Berita tentang korporasi menjadi subyek tindak pidana memancing perbedaan pendapat ahli terkait pertanggungjawaban pidana. Untuk sampai pada pertanggungjawaban, doktrin hukum pidana mensyaratkan harus dibuktikan terlebih dulu melalui alat bukti sesuai Kitab Undang-undang Hukum Acara Pidana (KUHAP), adanya kesalahan. Kesalahan menurut doktrin hukum pidana bersifat individual, khusus korporasi, bisa pada pengurus atau pada korporasinya. Bagaimana pembuktian bahwa tindakan pengurus atau direksi mutatis mutandis kesalahan korporasi?
Secara historis dapat dijelaskan dari dua aspek, yaitu pengalaman pemberantasan organisasi kejahatan di AS sekitar pertengahan abad ke-19 yang merajalela yang menyulitkan kepolisian federal (FBI) karena organisasi itu sulit dihentikan sekalipun pelakunya telah banyak dijebloskan di penjara.
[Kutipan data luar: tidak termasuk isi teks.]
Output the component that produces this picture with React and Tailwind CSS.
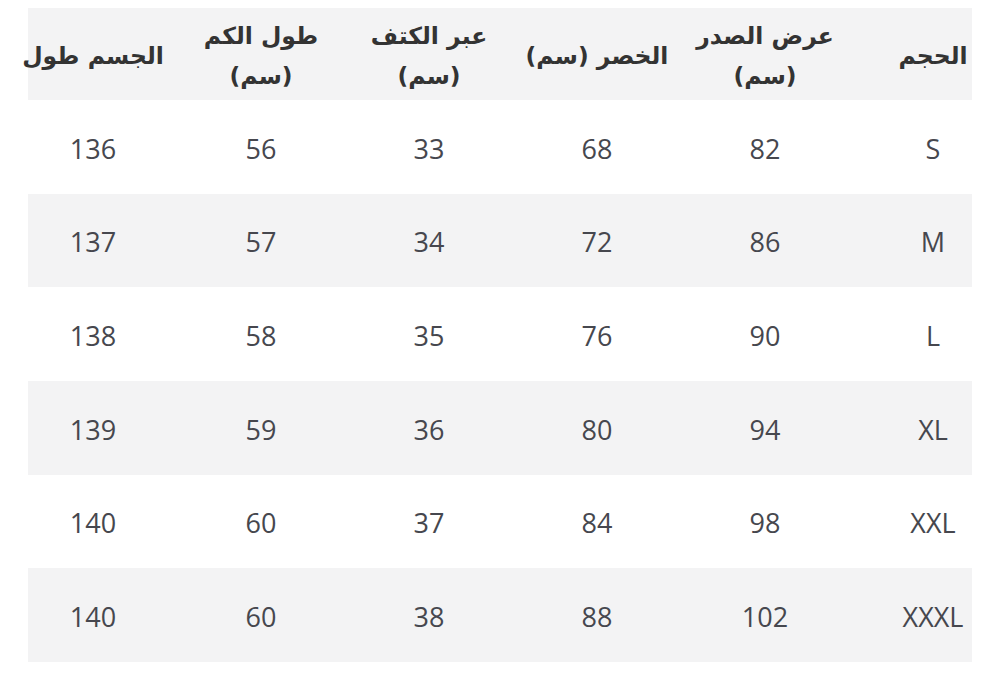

Salah satu penyebab dan menentukan, mereka melalui korporasi berhasil mengumpulkan harta kekayaan yang fantastis dari kejahatan seperti pemerasan, perjudian, pelacuran, perdagangan miras ilegal, dan narkotika.
Hasil kejahatan itu merupakan ”darah segar” organisasi untuk mengembangkan operasi ke seluruh negara bagian, bahkan melewati batas negara AS. Tokoh organisasi mafia, Al Capone, bisa dijebloskan ke penjara hanya dari penggelapan pajak korporasi yang dikuasai dan pajak pribadi.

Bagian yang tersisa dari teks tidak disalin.